While the college’s academic reputation remained strong, as did many women’s colleges nationwide, it fought to remain current in a changing world. The school had not been resistant to changing with the times. It had pioneered not only in vocational training for women but in mandatory physical education for lifelong wellness under faculty member Emma Ody Pohl, and in Home Economics under the innovative Mabel Ward, who set the standard for departments all over the nation.

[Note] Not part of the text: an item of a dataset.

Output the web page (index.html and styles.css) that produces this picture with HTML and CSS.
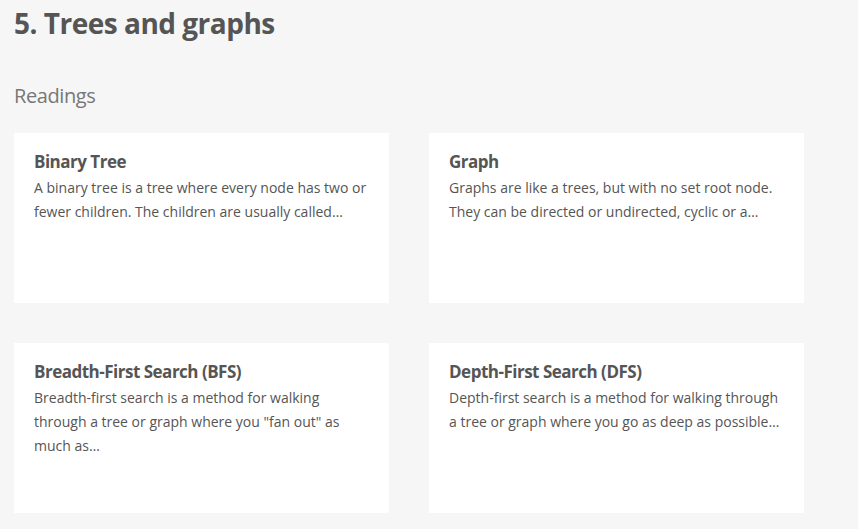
FILE: index.html
```html
<!DOCTYPE html>
<html>
<head>
<meta charset="utf-8">
<link rel="stylesheet" href="styles.css">
</head>
<body>
<main class="page">
  <h1 class="section-title">5. Trees and graphs</h1>
  <h2 class="sub-title">Readings</h2>
  <div class="cards">
    <div class="card">
      <h3 class="card-title">Binary Tree</h3>
      <p class="card-text">A binary tree is a tree where every node has two or fewer children. The children are usually called…</p>
    </div>
    <div class="card">
      <h3 class="card-title">Graph</h3>
      <p class="card-text">Graphs are like a trees, but with no set root node. They can be directed or undirected, cyclic or a…</p>
    </div>
    <div class="card">
      <h3 class="card-title">Breadth-First Search (BFS)</h3>
      <p class="card-text">Breadth-first search is a method for walking through a tree or graph where you "fan out" as much as…</p>
    </div>
    <div class="card">
      <h3 class="card-title">Depth-First Search (DFS)</h3>
      <p class="card-text">Depth-first search is a method for walking through a tree or graph where you go as deep as possible…</p>
    </div>
  </div>
</main>
</body>
</html>
```
FILE: styles.css
```css
html, body {
  margin: 0;
  padding: 0;
  background: #f6f6f6;
}
body {
  font-family: "Open Sans", "Noto Sans", sans-serif;
  color: #555;
}
.page {
  padding: 5px 14px 0;
}
.section-title {
  margin: 0;
  font-size: 28px;
  line-height: 36px;
  font-weight: 700;
  color: #555;
  letter-spacing: -0.5px;
}
.sub-title {
  margin: 41px 0 0;
  font-size: 20px;
  line-height: 28px;
  font-weight: 400;
  color: #777;
  letter-spacing: -0.4px;
}
.cards {
  margin-top: 23px;
  display: grid;
  grid-template-columns: 375px 375px;
  grid-auto-rows: 170px;
  column-gap: 40px;
  row-gap: 40px;
}
.card {
  background: #fff;
  padding: 17px 20px;
  box-sizing: border-box;
}
.card-title {
  margin: 0;
  font-size: 17px;
  line-height: 24px;
  font-weight: 700;
  color: #555;
  letter-spacing: -0.5px;
}
.card-text {
  margin: 2px 0 0;
  font-size: 14px;
  line-height: 24px;
  color: #555;
}
```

In 1920, shortly before politically active alumnae of the school helped elect their former president, Henry Whitfield, to the governor’s office, the Mississippi II&C became Mississippi State College for Women. This new name better described the college’s combination of its two-year vocational-technical programs with academic majors leading to four-year degrees. In addition, elimination of the phrase “for White Girls” from the original name was a fortunate prediction of the college’s racial integration in 1966. Enrollment swelled again through the prosperous post-war 1950s and 1960s. By the 1970s, coeducational programs at Mississippi’s larger colleges and universities were becoming more attractive for female students, although MSCW was also growing with the times. In 1974, to better reflect the addition of graduate programs to many of its majors, the college became Mississippi University for Women.

MUW becomes coeducational

The most significant change in the institution’s history was in 1982 when the U.S. Supreme Court ordered MUW to admit male applicants to its School of Nursing. A male student, Joe Hogan, applied for admission to the nursing program and the university refused to admit him solely on the basis of his gender. Hogan then sued in federal court claiming MUW’s single-sex admissions policy violated the equal protection clause of the Fourteenth Amendment to the U.S. Constitution. After the Supreme Court decision agreed with Hogan, the state decided to admit men to all MUW programs, although the institution retained its name and, at the beginning of the 21st century, alumnae and supporters resisted pressures to change the name to one that was not gender specific.

In 1989, Clyda Stokes Rent became the first female president of Mississippi University for Women. In the wake of Mississippi’s 1992 loss of the Ayers racial discrimination case in which the U.S. Supreme Court ruled that the eight public universities in Mississippi had not sufficiently integrated, and that the state must take affirmative action to change this under the equal protection clause, Rent mobilized political and media pressure to overcome another merger or closure effort, increased enrollment, and promoted national visibility. When she retired in 2001, Rent was followed by interim president Lenore Loving Prather (class of 1954), Claudia Limbert, president, and interim president Allegra Cope Brigham (class of 1969). In 2011, the Board of Trustees of State Institutions of Higher Learning named Jim Borsig president of MUW.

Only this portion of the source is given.